The following are three examples to explain how the “best performers” where determined in Tables 12 and 13.

**Example 1: Table 12 (Determining the best performers between the three TANN model variants and NDFD) Box 238 Prediction Hour 9 ORSS:** Step 1: Based on the Wilcoxon Sign Rank Test, the performer with the largest ORSS value was TANN 2-60-1, and that value (0.98) was statistically significantly larger than the corresponding NDFD value (0.93) (Table 8). Step 2: Based on the Nemenyi post-hoc analysis of the pairwise combination of the three TANN model variants, the TANN 2-60-1 ORSS value was statistically significantly different than the corresponding ORSS values from the TANN 36-150-1 and TANN 15-100-1 models. *Thus, the best performer is TANN 2-60-1*.

**Example 2: Table 12 (Determining the best performers between the three TANN model variants and NDFD) Box 103 Prediction Hour 12 PSS:** Step 1: Based on the Wilcoxon Sign Rank test, the performer with the largest PSS value was TANN 12-90-1, and that value (0.63) was statistically significantly larger than the corresponding NDFD value (0.56) (Table 9).

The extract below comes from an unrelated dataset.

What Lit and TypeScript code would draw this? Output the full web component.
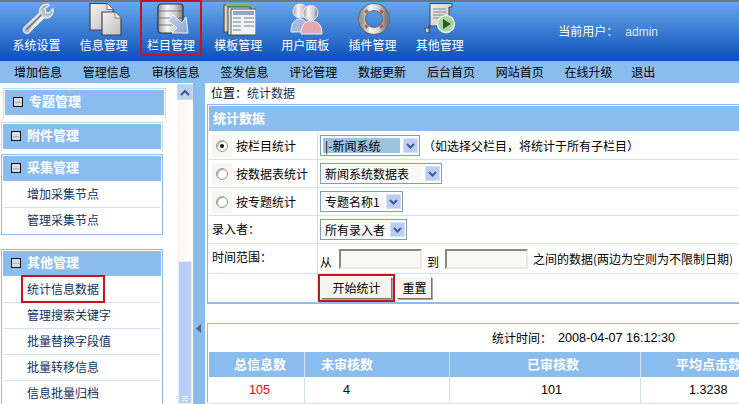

Step 2: Based on the Nemenyi post-hoc analysis of the pairwise combination of the three TANN model variants, there was no statistically significant difference between the PSS values for TANN 12-90-1 (0.63) and TANN 36-125-1 (0.58). *Thus, there is no single best performer*.

**Example 3: Table 13 (Determining the best performers between the three TANN model variants and MLR) Box 73 Prediction Hour 12 PSS:** Step 1: Based on the Wilcoxon Sign Rank Test, the performer with the largest PSS value was MLR, and that value (0.68) was statistically significantly greater than the corresponding PSS values from each of the three TANN variants (Table 10.) *Thus, the best performer is MLR. No additional steps are required*.